What Is the Income Tax Act, 2025 and Why Does It Replace the 1961 Act?
The Income Tax Act, 2025 (Act No. 30 of 2025) is a comprehensive legislation governing the levy, administration, collection, and recovery of direct taxes in India, passed by Parliament on 21 August 2025 with Presidential assent. It replaces the Income Tax Act, 1961, which had grown to over 819 sections across 47 chapters through 65+ amendments and 4,000+ changes over six decades.
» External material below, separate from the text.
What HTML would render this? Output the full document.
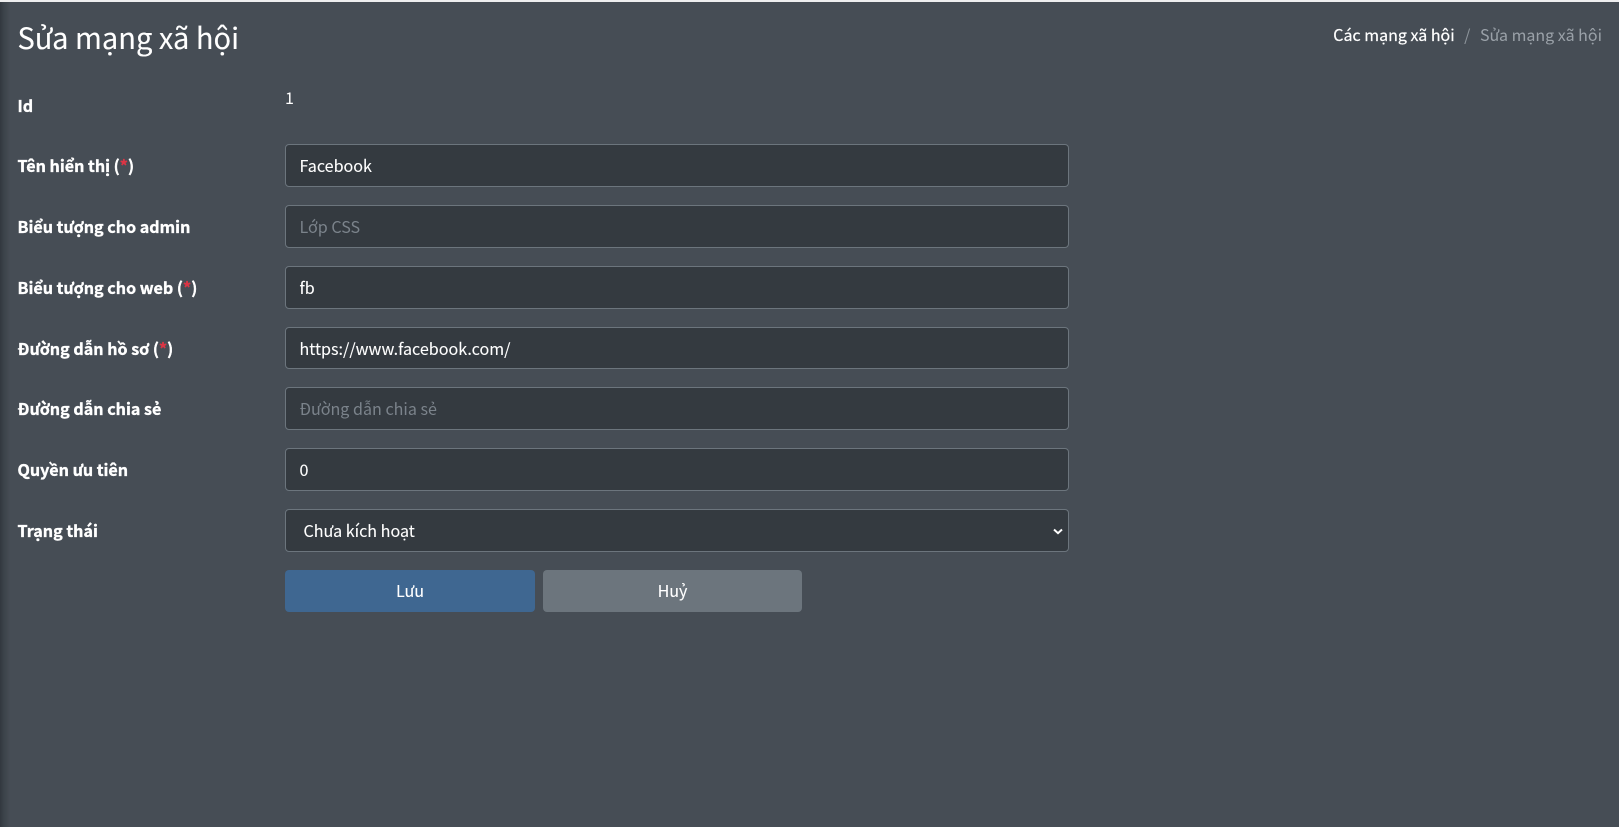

The 1961 Act had become difficult to navigate due to accumulated provisos, explanations, exemptions, and redundant provisions. The new Act consolidates this into 536 sections across 23 chapters and 16 schedules - roughly 35% reduction in sections and 51% reduction in chapters.
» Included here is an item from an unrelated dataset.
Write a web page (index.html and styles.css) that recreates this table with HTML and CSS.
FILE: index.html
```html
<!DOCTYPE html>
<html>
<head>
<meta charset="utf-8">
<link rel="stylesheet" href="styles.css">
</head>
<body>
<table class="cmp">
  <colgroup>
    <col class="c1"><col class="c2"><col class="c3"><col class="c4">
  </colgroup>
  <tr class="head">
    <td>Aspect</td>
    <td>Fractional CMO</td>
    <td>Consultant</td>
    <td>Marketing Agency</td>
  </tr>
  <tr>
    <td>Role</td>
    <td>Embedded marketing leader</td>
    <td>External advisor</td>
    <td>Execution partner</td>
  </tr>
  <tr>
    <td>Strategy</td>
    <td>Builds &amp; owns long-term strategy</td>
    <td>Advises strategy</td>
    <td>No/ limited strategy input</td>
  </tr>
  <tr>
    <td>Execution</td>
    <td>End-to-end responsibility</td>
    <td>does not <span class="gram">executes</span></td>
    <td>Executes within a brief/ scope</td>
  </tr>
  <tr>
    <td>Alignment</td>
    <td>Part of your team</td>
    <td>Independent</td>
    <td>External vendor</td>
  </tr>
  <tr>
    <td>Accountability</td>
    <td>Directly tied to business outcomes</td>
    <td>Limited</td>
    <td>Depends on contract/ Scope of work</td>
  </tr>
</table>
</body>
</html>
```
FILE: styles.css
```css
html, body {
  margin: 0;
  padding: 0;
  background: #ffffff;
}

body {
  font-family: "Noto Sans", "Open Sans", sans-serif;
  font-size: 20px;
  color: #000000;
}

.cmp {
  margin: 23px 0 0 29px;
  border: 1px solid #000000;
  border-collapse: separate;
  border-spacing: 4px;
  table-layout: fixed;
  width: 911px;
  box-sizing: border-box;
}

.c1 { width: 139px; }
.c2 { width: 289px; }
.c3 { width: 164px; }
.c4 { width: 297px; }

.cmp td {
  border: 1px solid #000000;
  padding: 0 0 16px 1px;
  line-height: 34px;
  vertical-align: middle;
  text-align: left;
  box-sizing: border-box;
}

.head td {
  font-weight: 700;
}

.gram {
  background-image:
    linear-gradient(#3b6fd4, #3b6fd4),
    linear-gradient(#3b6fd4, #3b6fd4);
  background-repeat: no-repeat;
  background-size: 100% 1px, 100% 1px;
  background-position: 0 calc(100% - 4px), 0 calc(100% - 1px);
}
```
For individuals and businesses filing income tax return filing services, the new Act does not change tax rates but fundamentally restructures how provisions are organised and applied from FY 2026-27 onward.
Key Terms You Should Know
- Tax Year (Section 3): Replaces “previous year” and “assessment year”. The 12-month period from 01 April to 31 March in which income is earned and tax computed.
- Income Tax Act, 2025 (Act No. 30 of 2025): New direct tax legislation effective 01 April 2026, passed after Select Committee recommended 285 refinements.
- Income Tax Act, 1961: Outgoing Act governing direct taxes from 01 April 1962 to 31 March 2026. Contains 819+ sections, 47 chapters.
- Select Committee: Lok Sabha committee chaired by Baijayant Panda that reviewed the original Bill and recommended 32 major changes.
- Virtual Digital Space: New concept covering email servers, social media accounts, online trading accounts, and digital asset storage - searchable during seizure proceedings.
- Draft Income Tax Rules, 2026: Proposed 333 rules and 190 forms under the new Act, replacing 511 rules and 399 forms.
- Faceless Assessment: Technology-driven assessment eliminating physical interface, extended to more proceedings under the new Act.
Who Is Affected by the Transition from the 1961 Act to the 2025 Act?
Every taxpayer in India is affected. The new Act applies to all income earned from 01 April 2026 (Tax Year 2026-27) onward.
- Salaried individuals: New section numbers for salary computation (Sections 15-19), revised return filing deadlines, Tax Year concept.
- Business owners and professionals: Restructured business income (Sections 26-66), revised depreciation under Section 33, consolidated TDS under Section 393.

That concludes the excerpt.